Aim of the exercise: Within this material, how many lines have the string "styles" in them? The answer is a number, with nothing added.

Listing:
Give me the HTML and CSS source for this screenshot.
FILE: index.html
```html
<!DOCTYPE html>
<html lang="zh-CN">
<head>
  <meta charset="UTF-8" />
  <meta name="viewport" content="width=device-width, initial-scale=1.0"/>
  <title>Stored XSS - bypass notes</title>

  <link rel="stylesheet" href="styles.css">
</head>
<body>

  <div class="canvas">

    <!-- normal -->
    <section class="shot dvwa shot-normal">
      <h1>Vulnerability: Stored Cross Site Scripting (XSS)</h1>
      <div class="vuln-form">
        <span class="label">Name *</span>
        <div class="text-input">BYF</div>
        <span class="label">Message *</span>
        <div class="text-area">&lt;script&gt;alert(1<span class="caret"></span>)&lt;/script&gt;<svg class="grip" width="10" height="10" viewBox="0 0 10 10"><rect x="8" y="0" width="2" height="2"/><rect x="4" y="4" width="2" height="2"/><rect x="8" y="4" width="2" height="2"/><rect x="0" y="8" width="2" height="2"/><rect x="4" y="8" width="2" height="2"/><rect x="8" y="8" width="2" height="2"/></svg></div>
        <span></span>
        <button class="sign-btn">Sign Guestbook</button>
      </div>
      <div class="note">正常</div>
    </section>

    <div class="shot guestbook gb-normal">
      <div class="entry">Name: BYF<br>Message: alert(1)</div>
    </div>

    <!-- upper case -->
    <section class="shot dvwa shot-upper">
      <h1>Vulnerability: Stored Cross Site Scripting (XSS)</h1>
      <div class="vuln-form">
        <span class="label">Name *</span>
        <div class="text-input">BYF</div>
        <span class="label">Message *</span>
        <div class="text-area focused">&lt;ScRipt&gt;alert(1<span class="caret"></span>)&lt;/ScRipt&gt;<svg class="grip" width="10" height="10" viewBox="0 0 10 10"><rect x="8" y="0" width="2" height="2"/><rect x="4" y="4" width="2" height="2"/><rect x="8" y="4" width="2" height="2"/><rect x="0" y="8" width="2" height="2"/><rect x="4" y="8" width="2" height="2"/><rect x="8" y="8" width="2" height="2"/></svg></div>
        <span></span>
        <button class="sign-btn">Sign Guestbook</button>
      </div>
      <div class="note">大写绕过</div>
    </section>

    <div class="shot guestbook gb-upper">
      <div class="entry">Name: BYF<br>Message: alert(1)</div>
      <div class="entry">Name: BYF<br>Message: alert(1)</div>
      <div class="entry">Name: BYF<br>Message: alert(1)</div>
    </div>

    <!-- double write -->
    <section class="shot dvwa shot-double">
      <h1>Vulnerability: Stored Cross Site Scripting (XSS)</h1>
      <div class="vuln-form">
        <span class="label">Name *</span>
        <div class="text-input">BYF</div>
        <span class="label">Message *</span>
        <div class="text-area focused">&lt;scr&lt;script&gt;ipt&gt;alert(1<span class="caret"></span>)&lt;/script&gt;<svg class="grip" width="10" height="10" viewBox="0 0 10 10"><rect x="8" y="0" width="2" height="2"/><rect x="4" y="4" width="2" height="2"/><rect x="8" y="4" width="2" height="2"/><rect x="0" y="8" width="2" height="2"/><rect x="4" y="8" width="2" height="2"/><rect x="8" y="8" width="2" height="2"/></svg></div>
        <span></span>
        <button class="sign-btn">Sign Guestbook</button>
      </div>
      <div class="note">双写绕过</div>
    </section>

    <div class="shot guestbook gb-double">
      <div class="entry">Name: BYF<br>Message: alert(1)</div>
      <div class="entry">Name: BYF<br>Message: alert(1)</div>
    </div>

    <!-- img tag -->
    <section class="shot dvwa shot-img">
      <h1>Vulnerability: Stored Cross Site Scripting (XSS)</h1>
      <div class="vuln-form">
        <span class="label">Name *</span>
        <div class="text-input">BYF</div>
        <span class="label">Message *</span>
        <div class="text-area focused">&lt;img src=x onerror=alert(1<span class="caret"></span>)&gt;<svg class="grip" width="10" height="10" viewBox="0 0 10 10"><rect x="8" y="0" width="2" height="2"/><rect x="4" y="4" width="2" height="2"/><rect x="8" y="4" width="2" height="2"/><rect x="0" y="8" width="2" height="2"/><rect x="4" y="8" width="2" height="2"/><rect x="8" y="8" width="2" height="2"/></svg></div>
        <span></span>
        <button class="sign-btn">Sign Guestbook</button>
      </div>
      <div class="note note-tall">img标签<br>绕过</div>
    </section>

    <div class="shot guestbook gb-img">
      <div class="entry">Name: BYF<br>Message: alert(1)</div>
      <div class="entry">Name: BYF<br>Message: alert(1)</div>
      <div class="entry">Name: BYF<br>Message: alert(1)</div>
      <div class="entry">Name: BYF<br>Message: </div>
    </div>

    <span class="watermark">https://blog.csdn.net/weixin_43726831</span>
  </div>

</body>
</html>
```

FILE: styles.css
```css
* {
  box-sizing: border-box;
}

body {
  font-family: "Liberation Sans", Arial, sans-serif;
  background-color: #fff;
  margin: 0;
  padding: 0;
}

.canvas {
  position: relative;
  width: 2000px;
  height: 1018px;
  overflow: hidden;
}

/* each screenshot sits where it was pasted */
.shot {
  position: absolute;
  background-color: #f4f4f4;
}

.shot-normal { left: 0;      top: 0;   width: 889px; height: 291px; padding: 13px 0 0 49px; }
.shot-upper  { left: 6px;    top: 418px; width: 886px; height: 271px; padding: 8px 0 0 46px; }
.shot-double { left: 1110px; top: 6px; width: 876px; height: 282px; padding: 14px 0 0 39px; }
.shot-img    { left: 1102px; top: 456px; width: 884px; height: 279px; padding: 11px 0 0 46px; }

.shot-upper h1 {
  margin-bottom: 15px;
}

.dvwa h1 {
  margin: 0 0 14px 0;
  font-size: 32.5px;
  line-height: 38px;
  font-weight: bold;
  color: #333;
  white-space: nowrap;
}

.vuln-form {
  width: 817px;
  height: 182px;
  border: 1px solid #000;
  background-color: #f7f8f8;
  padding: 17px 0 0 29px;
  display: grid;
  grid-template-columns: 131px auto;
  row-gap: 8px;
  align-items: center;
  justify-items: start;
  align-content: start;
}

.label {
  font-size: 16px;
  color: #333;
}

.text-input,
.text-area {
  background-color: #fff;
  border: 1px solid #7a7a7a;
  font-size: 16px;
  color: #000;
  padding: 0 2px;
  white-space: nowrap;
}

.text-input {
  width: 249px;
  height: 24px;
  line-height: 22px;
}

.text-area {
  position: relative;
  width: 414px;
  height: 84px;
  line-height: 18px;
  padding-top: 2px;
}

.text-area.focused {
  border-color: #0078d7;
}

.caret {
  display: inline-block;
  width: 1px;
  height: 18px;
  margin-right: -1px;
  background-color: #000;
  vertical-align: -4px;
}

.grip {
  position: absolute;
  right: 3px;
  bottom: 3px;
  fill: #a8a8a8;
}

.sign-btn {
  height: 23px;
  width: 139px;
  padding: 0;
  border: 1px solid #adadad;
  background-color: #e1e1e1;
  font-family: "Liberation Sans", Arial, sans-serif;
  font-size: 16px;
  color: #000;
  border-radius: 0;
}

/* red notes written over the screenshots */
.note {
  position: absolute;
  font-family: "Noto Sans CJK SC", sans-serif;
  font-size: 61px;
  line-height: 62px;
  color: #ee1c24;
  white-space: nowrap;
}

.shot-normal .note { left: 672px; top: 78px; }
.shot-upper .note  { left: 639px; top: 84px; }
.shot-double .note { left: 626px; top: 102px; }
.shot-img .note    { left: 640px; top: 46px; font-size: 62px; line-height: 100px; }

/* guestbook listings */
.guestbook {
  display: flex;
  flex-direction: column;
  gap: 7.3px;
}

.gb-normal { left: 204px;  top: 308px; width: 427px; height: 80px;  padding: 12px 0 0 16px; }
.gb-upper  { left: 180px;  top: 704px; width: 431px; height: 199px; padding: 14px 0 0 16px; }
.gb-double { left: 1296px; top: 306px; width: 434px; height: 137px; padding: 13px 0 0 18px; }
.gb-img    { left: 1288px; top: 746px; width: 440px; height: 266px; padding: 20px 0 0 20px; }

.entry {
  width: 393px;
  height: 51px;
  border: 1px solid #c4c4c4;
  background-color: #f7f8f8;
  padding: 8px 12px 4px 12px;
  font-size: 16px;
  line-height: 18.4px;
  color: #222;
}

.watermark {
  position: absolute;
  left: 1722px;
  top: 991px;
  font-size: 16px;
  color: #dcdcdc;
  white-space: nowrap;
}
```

==

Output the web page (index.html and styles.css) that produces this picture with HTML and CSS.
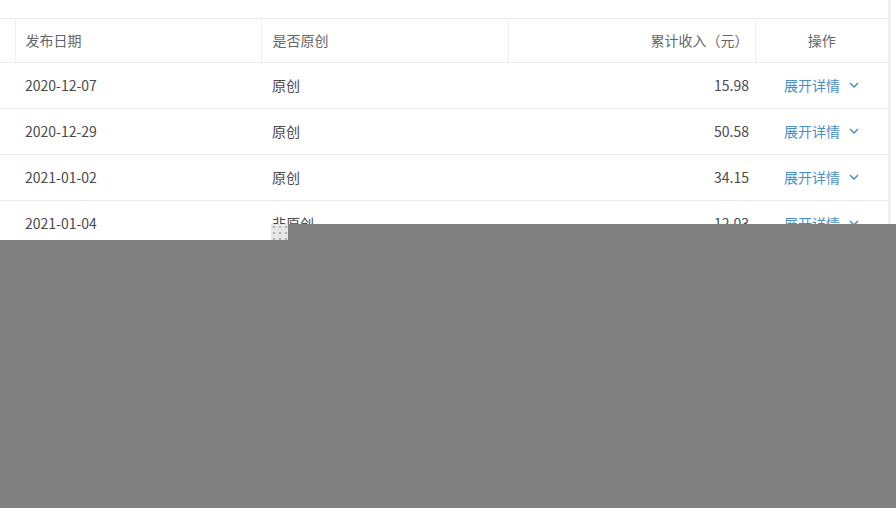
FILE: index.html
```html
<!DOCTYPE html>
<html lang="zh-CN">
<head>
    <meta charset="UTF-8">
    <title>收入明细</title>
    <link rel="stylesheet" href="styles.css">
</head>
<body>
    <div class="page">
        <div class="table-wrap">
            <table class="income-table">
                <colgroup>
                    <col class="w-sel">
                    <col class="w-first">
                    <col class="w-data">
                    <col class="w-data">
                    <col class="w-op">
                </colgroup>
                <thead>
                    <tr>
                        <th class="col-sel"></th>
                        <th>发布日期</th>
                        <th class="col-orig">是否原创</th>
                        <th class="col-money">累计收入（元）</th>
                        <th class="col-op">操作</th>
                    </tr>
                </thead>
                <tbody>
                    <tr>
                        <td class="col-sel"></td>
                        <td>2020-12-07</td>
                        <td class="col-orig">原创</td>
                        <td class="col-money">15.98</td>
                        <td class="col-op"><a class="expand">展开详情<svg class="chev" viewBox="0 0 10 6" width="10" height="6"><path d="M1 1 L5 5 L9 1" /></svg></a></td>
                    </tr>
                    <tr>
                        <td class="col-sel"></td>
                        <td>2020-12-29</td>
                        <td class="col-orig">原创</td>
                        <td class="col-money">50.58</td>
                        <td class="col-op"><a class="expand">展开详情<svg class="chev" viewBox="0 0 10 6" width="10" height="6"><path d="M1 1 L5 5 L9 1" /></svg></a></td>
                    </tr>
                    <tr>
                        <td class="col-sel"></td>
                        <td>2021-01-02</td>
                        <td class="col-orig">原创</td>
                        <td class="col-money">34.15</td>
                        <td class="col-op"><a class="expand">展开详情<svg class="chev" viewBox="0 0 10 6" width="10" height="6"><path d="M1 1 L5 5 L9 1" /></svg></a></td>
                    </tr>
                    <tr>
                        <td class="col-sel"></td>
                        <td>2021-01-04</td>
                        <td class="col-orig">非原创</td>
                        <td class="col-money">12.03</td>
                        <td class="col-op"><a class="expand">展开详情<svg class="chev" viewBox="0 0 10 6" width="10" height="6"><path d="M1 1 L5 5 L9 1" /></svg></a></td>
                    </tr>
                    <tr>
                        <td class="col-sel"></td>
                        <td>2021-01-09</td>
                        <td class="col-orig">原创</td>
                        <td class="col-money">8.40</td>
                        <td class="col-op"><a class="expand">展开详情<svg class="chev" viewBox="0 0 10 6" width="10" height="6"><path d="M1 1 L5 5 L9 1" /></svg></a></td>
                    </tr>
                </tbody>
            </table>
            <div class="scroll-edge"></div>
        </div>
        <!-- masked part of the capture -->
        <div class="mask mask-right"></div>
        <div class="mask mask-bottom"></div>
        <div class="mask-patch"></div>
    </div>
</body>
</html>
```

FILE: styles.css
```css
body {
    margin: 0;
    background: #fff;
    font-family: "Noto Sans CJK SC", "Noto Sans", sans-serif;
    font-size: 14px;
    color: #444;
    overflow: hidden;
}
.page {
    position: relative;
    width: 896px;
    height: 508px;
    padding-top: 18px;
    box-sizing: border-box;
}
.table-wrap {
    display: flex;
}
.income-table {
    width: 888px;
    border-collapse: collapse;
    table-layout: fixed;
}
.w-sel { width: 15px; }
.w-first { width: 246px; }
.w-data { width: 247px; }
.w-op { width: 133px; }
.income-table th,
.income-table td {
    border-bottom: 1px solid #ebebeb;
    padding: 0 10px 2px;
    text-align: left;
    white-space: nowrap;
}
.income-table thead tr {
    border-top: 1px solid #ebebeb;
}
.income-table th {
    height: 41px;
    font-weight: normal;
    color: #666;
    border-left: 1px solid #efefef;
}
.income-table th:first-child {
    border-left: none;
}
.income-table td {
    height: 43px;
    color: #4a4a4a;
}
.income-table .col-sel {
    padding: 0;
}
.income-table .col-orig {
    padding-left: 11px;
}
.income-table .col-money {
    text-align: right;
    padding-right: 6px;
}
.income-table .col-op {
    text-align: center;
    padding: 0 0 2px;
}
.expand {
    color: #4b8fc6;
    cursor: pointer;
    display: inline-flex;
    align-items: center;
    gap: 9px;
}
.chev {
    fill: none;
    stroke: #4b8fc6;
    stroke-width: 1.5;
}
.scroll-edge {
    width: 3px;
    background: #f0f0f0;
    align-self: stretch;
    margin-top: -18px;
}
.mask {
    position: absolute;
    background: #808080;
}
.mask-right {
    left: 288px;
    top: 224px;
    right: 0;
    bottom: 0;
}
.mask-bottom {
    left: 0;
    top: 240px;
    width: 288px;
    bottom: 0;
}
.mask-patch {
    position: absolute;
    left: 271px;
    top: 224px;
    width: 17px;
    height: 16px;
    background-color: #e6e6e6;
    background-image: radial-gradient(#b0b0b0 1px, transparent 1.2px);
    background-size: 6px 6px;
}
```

---

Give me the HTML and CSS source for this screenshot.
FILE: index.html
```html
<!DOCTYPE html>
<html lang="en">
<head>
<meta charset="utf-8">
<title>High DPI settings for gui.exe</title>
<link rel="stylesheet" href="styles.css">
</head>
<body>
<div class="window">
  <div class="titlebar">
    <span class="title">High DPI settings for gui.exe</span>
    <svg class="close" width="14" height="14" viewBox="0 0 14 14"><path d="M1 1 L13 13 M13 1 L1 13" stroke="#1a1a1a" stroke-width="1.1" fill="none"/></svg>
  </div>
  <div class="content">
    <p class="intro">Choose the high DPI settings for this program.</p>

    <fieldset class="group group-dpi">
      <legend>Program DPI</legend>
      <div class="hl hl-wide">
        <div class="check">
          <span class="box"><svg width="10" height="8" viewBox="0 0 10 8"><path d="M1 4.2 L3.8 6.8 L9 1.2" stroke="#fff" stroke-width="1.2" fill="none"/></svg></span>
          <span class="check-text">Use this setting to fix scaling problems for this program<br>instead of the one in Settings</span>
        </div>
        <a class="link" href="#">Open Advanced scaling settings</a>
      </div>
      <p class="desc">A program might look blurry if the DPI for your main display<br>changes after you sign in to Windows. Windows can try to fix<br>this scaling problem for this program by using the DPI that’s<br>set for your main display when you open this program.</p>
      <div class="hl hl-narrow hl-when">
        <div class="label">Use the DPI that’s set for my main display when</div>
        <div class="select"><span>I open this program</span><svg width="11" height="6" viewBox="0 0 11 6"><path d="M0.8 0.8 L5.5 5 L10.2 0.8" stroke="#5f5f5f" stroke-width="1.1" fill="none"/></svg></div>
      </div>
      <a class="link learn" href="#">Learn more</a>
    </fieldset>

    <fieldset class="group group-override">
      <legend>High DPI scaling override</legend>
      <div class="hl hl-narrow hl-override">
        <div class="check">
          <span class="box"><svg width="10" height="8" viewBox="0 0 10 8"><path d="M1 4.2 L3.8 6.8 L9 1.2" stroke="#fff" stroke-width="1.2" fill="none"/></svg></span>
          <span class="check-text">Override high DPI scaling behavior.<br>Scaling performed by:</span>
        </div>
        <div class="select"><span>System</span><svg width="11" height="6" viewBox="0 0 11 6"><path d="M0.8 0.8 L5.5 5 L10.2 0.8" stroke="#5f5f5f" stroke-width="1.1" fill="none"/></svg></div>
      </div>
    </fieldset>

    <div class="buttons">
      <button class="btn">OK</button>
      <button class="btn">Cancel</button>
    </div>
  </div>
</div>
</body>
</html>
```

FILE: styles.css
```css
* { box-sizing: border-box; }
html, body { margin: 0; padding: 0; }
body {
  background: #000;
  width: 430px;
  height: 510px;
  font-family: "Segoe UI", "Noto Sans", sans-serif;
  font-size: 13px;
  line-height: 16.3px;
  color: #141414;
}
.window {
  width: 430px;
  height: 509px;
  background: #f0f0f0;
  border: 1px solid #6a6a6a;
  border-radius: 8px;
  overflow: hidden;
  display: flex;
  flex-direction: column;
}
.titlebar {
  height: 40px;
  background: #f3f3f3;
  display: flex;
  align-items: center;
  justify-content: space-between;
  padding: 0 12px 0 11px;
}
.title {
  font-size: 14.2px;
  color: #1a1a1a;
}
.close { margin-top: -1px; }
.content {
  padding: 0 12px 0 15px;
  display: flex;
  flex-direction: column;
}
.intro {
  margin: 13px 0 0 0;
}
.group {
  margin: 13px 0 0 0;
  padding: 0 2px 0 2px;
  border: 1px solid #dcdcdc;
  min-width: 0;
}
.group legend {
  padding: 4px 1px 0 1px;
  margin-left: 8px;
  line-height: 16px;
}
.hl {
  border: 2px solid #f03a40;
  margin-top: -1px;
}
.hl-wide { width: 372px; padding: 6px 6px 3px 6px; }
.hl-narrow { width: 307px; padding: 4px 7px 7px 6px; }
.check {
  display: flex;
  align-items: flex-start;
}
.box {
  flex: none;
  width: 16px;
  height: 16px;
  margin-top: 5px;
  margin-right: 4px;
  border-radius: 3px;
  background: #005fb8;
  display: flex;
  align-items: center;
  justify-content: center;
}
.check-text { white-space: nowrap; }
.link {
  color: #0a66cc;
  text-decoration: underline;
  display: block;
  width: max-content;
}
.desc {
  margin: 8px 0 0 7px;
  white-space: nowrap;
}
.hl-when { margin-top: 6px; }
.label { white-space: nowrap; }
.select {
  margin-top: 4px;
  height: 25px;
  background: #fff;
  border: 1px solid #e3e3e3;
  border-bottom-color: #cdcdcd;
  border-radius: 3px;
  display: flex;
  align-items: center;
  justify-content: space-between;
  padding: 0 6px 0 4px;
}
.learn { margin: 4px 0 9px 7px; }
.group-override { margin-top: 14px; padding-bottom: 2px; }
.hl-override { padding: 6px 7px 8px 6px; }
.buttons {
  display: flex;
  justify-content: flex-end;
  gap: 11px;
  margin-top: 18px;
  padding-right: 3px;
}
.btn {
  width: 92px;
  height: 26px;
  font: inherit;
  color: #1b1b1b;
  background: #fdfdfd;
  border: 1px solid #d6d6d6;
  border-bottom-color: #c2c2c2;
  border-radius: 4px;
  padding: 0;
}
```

Full solution: 7